Take, for example, the ‘appraisal cycle’ tool, often dressed up with standard forms that every manager must fill out for every employee at least once a year. Usually both manager and employee curse the process: a lot of work, little return. Getting a check mark is more important than what really matters: having real conversations, giving feedback and your personal development. No wonder that other approaches and methodologies are emerging.
Parties without HR
Seen in this light, it’s not surprising that HR is not invited to strategic parties. Anyone who wants to throw a party is not waiting for the one person who complains about the volume of the music. In other words, HR processes, policies and procedures are often perceived by the business as an annoying workload. Of course, some HR processes are simply required by law. It’s nice to have someone who makes sure that these legal obligations are met. But there are also a lot of processes that have become a paper machine, which is not necessary at all. And if HR does not take the lead in revising this structure and processes, there will be no invitations for strategic consultations.

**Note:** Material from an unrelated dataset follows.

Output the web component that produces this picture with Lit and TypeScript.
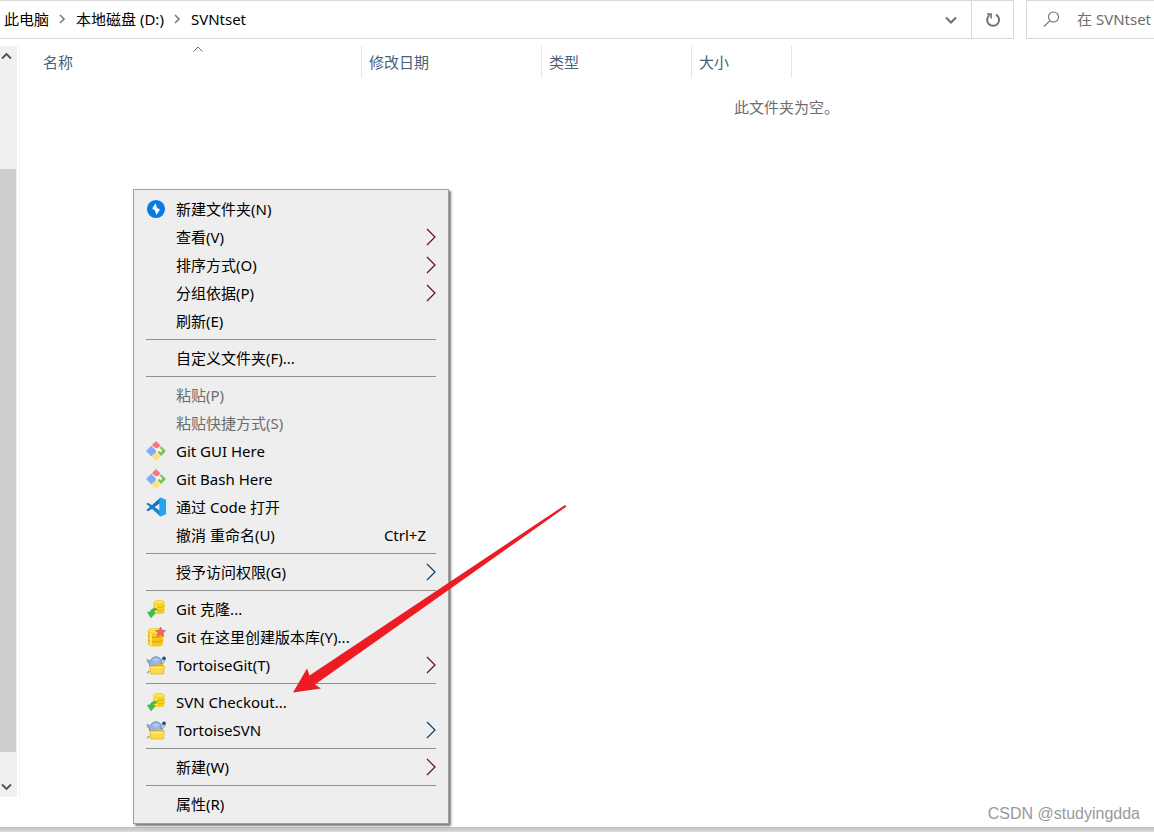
import { LitElement, html, css, svg, nothing } from "lit";
import type { TemplateResult } from "lit";
import { customElement } from "lit/decorators.js";

type Entry =
  | "separator"
  | {
      label: string;
      icon?: TemplateResult;
      submenu?: "red" | "blue";
      shortcut?: string;
      disabled?: boolean;
    };

const boltIcon = svg`
  <circle cx="10" cy="10" r="9.100" fill="#0a7be0"/>
  <path d="M9.600 4.200 6.200 9.400l2.600 1.800 1.600 4.800 3.600-5.400-3-1.600z" fill="#fff"/>`;

const gitIcon = svg`
  <path d="M10 0 20 10 10 20 0 10z" fill="#f6f1ee"/>
  <path d="M10 0l4.600 4.600-2 1.600L10 7.400 5.800 4.200z" fill="#f4787c"/>
  <path d="M5.200 4.800 10 9.400v1.800l-4.600 4.200L0 10z" fill="#7fabf7"/>
  <path d="M15.200 5.200 20 10l-5 5-3.200-3.200 1-2 2.400 1.600 1-2.600-2.600-1.600z" fill="#7cc257"/>
  <path d="M10.400 11.600 14.400 15.600 10 20 5.800 15.800z" fill="#fde173"/>`;

const codeIcon = svg`
  <path d="M14.500.4 2 11.800.3 13l1.700 1.200 3-1.800L14.600 5.800z" fill="#0f74bd"/>
  <path d="M14.500 19.600 2 8.200.3 7 2 5.800l3 1.800 9.600 6.600z" fill="#1583cc"/>
  <path d="M14.500.4 20 2.800v14.400l-5.500 2.400-1.200-1.400V1.800z" fill="#27a2ee"/>`;

const cylinders = svg`
  <path d="M7.600 3.400v9.800c0 2.600 10.900 2.600 10.900 0V3.400z" fill="#fbd021"/>
  <path d="M7.600 6.800c0 2.400 10.900 2.400 10.900 0M7.600 10c0 2.400 10.900 2.400 10.900 0" stroke="#e3a90d" stroke-width=".8" fill="none"/>
  <path d="M10 5.500v9" stroke="#fff07a" stroke-width="1.400"/>
  <ellipse cx="13" cy="3.400" rx="5.400" ry="2" fill="#ffe545" stroke="#efbd16" stroke-width=".6"/>`;

const checkoutIcon = svg`${cylinders}
  <path d="M10.500 9.600C7 9 4.800 10.400 4.200 13L1.400 13.200 5 18.800 9.600 13.800 7.200 13.400c.2-1.600 1.200-2.600 3.300-2.400z" fill="#3cc343" stroke="#1f9a2c" stroke-width=".5"/>`;

const repoIcon = svg`
  <path d="M2 4v13c0 3.400 15 3.400 15 0V4z" fill="#f9c51c"/>
  <path d="M2 8.200c0 3 15 3 15 0M2 12.600c0 3 15 3 15 0" stroke="#dc9a07" fill="none"/>
  <path d="M4.800 6v12" stroke="#ffee75" stroke-width="2"/>
  <ellipse cx="9.500" cy="4" rx="7.500" ry="2.800" fill="#ffe14a" stroke="#efb912" stroke-width=".6"/>
  <path d="m14.600 0 1.500 3.200 3.700.3-2.800 2.500.9 3.600-3.300-1.900-3.300 1.900.9-3.600L9.400 3.500l3.700-.3z" fill="#ef6468" stroke="#cf4e58" stroke-width=".5"/>`;

const tortoiseIcon = svg`
  <path d="M3.600 11C2.800 5 6.600 1.800 10 1.800S16.200 4 16 10z" fill="#94b3ea" stroke="#6583b3" stroke-width=".8"/>
  <path d="M6.500 5.400 10 4l3 1.800M10 4v4" stroke="#c3d5f5" fill="none"/>
  <path d="M.6 4.200l2.800 1.400-2 .6 2.200 2.600M1 18l2.400-2" stroke="#8498a5" stroke-width="1.100" fill="none"/>
  <path d="M14.800 8.500c.6-3.500 1.400-5.300 3-6.300 2.200.6 1.600 4.500-1 6.300z" fill="#b9d6e4" stroke="#5c7b8d" stroke-width=".6"/>
  <circle cx="18" cy="3.200" r="1.800" fill="#1d4d78"/>
  <path d="M4 10.600h5.500l1.500-1.600h6.500v3H4z" fill="#e9b923"/>
  <path d="M4 11.200h14.200L17.400 19H4.400z" fill="#fddc4c" stroke="#dca91b" stroke-width=".7"/>
  <path d="M4.800 12.300h12.600" stroke="#fff2a4"/>`;

const entries: Entry[] = [
  { label: "新建文件夹(N)", icon: boltIcon },
  { label: "查看(V)", submenu: "red" },
  { label: "排序方式(O)", submenu: "red" },
  { label: "分组依据(P)", submenu: "red" },
  { label: "刷新(E)" },
  "separator",
  { label: "自定义文件夹(F)..." },
  "separator",
  { label: "粘贴(P)", disabled: true },
  { label: "粘贴快捷方式(S)", disabled: true },
  { label: "Git GUI Here", icon: gitIcon },
  { label: "Git Bash Here", icon: gitIcon },
  { label: "通过 Code 打开", icon: codeIcon },
  { label: "撤消 重命名(U)", shortcut: "Ctrl+Z" },
  "separator",
  { label: "授予访问权限(G)", submenu: "blue" },
  "separator",
  { label: "Git 克隆...", icon: checkoutIcon },
  { label: "Git 在这里创建版本库(Y)...", icon: repoIcon },
  { label: "TortoiseGit(T)", icon: tortoiseIcon, submenu: "red" },
  "separator",
  { label: "SVN Checkout...", icon: checkoutIcon },
  { label: "TortoiseSVN", icon: tortoiseIcon, submenu: "blue" },
  "separator",
  { label: "新建(W)", submenu: "red" },
  "separator",
  { label: "属性(R)" },
];

@customElement("context-menu")
class ContextMenu extends LitElement {
  static styles = css`
    :host {
      display: block;
      box-sizing: border-box;
      padding: 5px 0;
      background: #eee;
      border: 1px solid #a0a0a0;
      box-shadow: 2px 2px 2px #7c7c7c;
    }
    .item {
      display: grid;
      grid-template-columns: 20px 1fr auto;
      column-gap: 10px;
      align-items: center;
      width: 100%;
      height: 28px;
      padding: 0 12px;
      border: 0;
      background: none;
      color: #000;
      font: inherit;
      line-height: 28px;
      text-align: left;
      white-space: nowrap;
    }
    .item:hover:enabled {
      background: #fff;
    }
    .item:disabled {
      color: #6d6d6d;
    }
    .icon {
      width: 20px;
      height: 20px;
    }
    .shortcut {
      padding-right: 10px;
    }
    .chevron {
      width: 10px;
      height: 18px;
      fill: none;
      stroke-width: 1.2;
    }
    .red {
      stroke: #6b1010;
    }
    .blue {
      stroke: #0c3f66;
    }
    .separator {
      height: 1px;
      margin: 4px 12px;
      border: 0;
      background: #919191;
    }
  `;

  render() {
    return html`<div role="menu">
      ${entries.map((e) =>
        e === "separator"
          ? html`<hr class="separator" />`
          : html`<button class="item" role="menuitem" ?disabled=${e.disabled}>
              <svg class="icon" viewBox="0 0 20 20" aria-hidden="true">${e.icon ?? nothing}</svg>
              <span>${e.label}</span>
              ${e.shortcut ? html`<span class="shortcut">${e.shortcut}</span>` : nothing}
              ${e.submenu
                ? html`<svg class="chevron ${e.submenu}" viewBox="0 0 10 18" aria-hidden="true">
                    <path d="M1 1 9 9 1 17" />
                  </svg>`
                : nothing}
            </button>`
      )}
    </div>`;
  }
}

@customElement("app-root")
class AppRoot extends LitElement {
  static styles = css`
    :host {
      display: flex;
      flex-direction: column;
      position: relative;
      box-sizing: border-box;
      min-height: 100vh;
      overflow: hidden;
      background: #fff;
      color: #000;
      font: 15px/20px "Noto Sans", "Noto Sans CJK SC", sans-serif;
    }
    button {
      margin: 0;
      padding: 0;
      border: 0;
      background: none;
      color: inherit;
      font: inherit;
    }
    svg {
      display: block;
      fill: none;
    }
    .toolbar {
      display: flex;
      gap: 12px;
      height: 39px;
    }
    .address,
    .search {
      display: flex;
      align-items: center;
      box-sizing: border-box;
      border: 1px solid #d9d9d9;
    }
    .address {
      flex: 1;
      border-left: 0;
    }
    .crumbs {
      display: flex;
      flex: 1;
      align-items: center;
      gap: 10px;
      padding: 0 0 2px 4px;
    }
    .history {
      padding: 0 14px;
    }
    .refresh {
      align-self: stretch;
      display: grid;
      place-items: center;
      width: 42px;
      border-left: 1px solid #d9d9d9;
    }
    .search {
      width: 128px;
      border-right: 0;
      padding-left: 16px;
      gap: 16px;
    }
    .search svg {
      flex: none;
    }
    .query {
      flex: 1;
      min-width: 0;
      padding: 0 0 2px 1px;
      border: 0;
      outline: 0;
      background: none;
      font: inherit;
    }
    .query::placeholder {
      color: #6d6d6d;
      opacity: 1;
    }
    .body {
      display: flex;
      flex: 1;
      margin: 7px 0 30px;
    }
    .scrollbar {
      display: flex;
      flex-direction: column;
      width: 17px;
      background: #f0f0f0;
    }
    .scroll-button {
      display: grid;
      place-items: center start;
      height: 20px;
    }
    .before {
      flex: 103;
    }
    .thumb {
      flex: 583;
      margin-right: 1px;
      background: #cdcdcd;
    }
    .after {
      flex: 25;
    }
    .listing {
      flex: 1;
      margin-left: 2px;
      padding-left: 16px;
      border-left: 1px solid #f3f3f3;
    }
    .files {
      width: 100%;
      border-spacing: 0;
      table-layout: fixed;
    }
    .files th {
      box-sizing: border-box;
      height: 32px;
      padding: 0;
      border-right: 1px solid #e5e5e5;
      color: #4c607a;
      font-weight: 400;
      text-align: left;
      vertical-align: top;
    }
    .files .rest {
      border: 0;
    }
    .sort {
      display: grid;
      grid-template-rows: 6px 20px;
      width: 100%;
      padding-left: 7px;
      text-align: left;
    }
    .caret {
      justify-self: center;
      margin-right: 8px;
    }
    .label {
      grid-row: 2;
    }
    .name {
      width: 326px;
    }
    .date {
      width: 180px;
    }
    .type {
      width: 150px;
    }
    .size {
      width: 100px;
    }
    .files .empty {
      padding: 19px 0 0 698px;
      color: #6d6d6d;
      white-space: nowrap;
    }
    .edge {
      height: 5px;
      background: linear-gradient(#bdbdbd, #dcdcdc);
    }
    .menu {
      position: absolute;
      top: 189px;
      left: 133px;
      width: 316px;
    }
    .pointer {
      position: absolute;
      top: 500px;
      left: 290px;
      pointer-events: none;
    }
    .credit {
      position: absolute;
      right: 14px;
      bottom: 8px;
      color: #999;
      font: 16px/20px "Liberation Sans", sans-serif;
    }
  `;

  private crumbArrow() {
    return html`<svg width="7" height="10" stroke="#7a7a7a" stroke-width="1.600" aria-hidden="true">
      <path d="M1 1l4 4-4 4" />
    </svg>`;
  }

  render() {
    return html`
      <header class="toolbar">
        <div class="address">
          <nav class="crumbs" aria-label="地址">
            <button>此电脑</button>
            ${this.crumbArrow()}
            <button>本地磁盘 (D:)</button>
            ${this.crumbArrow()}
            <button>SVNtset</button>
          </nav>
          <button class="history" aria-label="历史记录">
            <svg width="12" height="8" stroke="#6f6f6f" stroke-width="2"><path d="M1 1.500l5 5 5-5" /></svg>
          </button>
          <button class="refresh" aria-label="刷新">
            <svg width="16" height="16" stroke="#707070" stroke-width="2">
              <path d="M11 2.600A6 6 0 1 1 4.600 3" />
              <path d="M2 2h4.200v4.500" stroke-width="1.500" />
            </svg>
          </button>
        </div>
        <div class="search">
          <svg width="17" height="17" stroke="#707070" stroke-width="1.100" aria-hidden="true">
            <circle cx="10.500" cy="6" r="5" />
            <path d="M7 9.600 1 15.500" />
          </svg>
          <input class="query" type="text" aria-label="搜索" placeholder="在 SVNtset" />
        </div>
      </header>
      <main class="body">
        <div class="scrollbar">
          <button class="scroll-button" aria-label="向上滚动">
            <svg width="13" height="8" stroke="#505050" stroke-width="1.800"><path d="M2 6.500 6.500 2 11 6.500" /></svg>
          </button>
          <div class="before"></div>
          <div class="thumb"></div>
          <div class="after"></div>
          <button class="scroll-button" aria-label="向下滚动">
            <svg width="13" height="8" stroke="#505050" stroke-width="1.800"><path d="M2 1.500 6.500 6 11 1.500" /></svg>
          </button>
        </div>
        <div class="listing">
          <table class="files">
            <thead>
              <tr>
                <th class="name">
                  <button class="sort">
                    <svg class="caret" width="10" height="7" stroke="#6d6d6d"><path d="M.5 5.500 5 1l4.500 4.500" /></svg>
                    <span class="label">名称</span>
                  </button>
                </th>
                <th class="date"><button class="sort"><span class="label">修改日期</span></button></th>
                <th class="type"><button class="sort"><span class="label">类型</span></button></th>
                <th class="size"><button class="sort"><span class="label">大小</span></button></th>
                <th class="rest"></th>
              </tr>
            </thead>
            <tbody>
              <tr><td class="empty" colspan="5">此文件夹为空。</td></tr>
            </tbody>
          </table>
        </div>
      </main>
      <div class="edge"></div>
      <context-menu class="menu"></context-menu>
      <svg class="pointer" width="280" height="196" aria-hidden="true">
        <path d="M3 192.500 17 168.500 19.500 175.500 275 5l1.500 1.500L25 184.500 31 188.500z" fill="#ed1c24" />
      </svg>
      <span class="credit">CSDN @studyingdda</span>
    `;
  }
}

It is clear: there is work to be done
HR professionals must show that they can think along with business. Not guardians of the rules, but guardians of the human dimension. Due to new organizational forms, in which employees are given more autonomy and room for regulation, this need to review HR is only increasing. When I look at the overview of ‘the 7 trends in HR’ I see a lot of trendy words, but fortunately also a plea for bringing back ‘the human touch’ in our organizations by organizing them differently: for and by the people.
The growing focus on people in organizations is the opportunity HR has long been waiting for. For the first time in a long time, the focus on people is coming more into balance with the focus on, for example, finance. So, to all HR departments in the Netherlands: don’t keep yourself small, but grab your stage! Say goodbye to Calimero and take a seat at the strategic table! How?
For example, by guiding people to a mode of continuous self-renewal and stimulating conscious behavior: behavior that reflects what the organization really stands for. Or creating a people-centered structure within your organization and forming an all-aboard culture, together with all people; a culture that can move with changing circumstances, that induces autonomy, increases mutual involvement and promotes cooperation.
Want to talk more about this? I would like to get in touch with you…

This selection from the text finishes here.